Suppose I have a C-style array of type unsigned char
:
unsigned char * c = (unsigned char *) malloc(5000 * sizeof(unsigned char));
for(int i = 0; i < 5000; i++)
c[i] = (unsigned char) ((i >> (i%4 * 8)) & 0xFF);
Suppose I have a pointer offset to a position which starts a 4 byte integer:
// pseudo code
unsigned int i = c + 10; // 10 = pointer offset, let's say.
If I want to load i
up with the correct number, I can do:
unsigned int i = (*(c+10) << 24) + (*(c+11) << 16) + (*(c+12) << 8) + (*(c+13));
But shouldn't I just be able to, somehow, do this using casts?

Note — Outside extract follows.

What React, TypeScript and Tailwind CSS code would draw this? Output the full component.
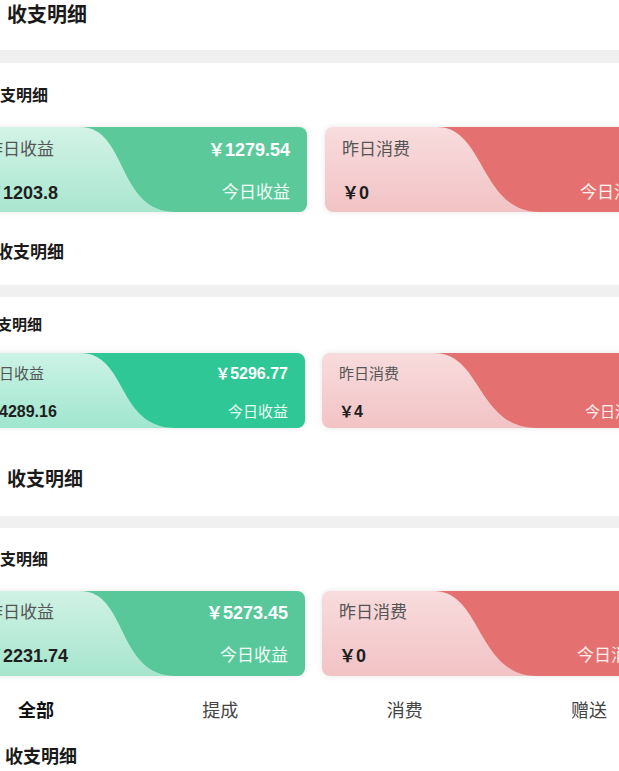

// pseudo code -- I haven't gotten this to work yet:
int i = (unsigned int) (*((void *)(c+10));
// or maybe
int i = *((unsigned int*)((void *)(c+10)));
In short, what is the cleanest, most effective way to transition the four bytes to an unsigned int
in a C-style byte array?
The proper way to do this is to use memcpy:
unsigned int i;
std::memcpy(&i, c + offset, sizeof(unsigned int));
On architectures that support unaligned variable access (like x86-64), this will be optimized into a simple pointer dereference, but on systems that don't support unaligned access (such as ARM), it will do the proper thing to get the value out.
See for example: https://gcc.godbolt.org/z/l5Px4G . Switch the compiler between gcc for x86 and arm and see the difference in instructions.
Keep in mind the idea of endianness if you're getting the data from some external source. You may have to flip the bytes of the integer around for the value to make sense.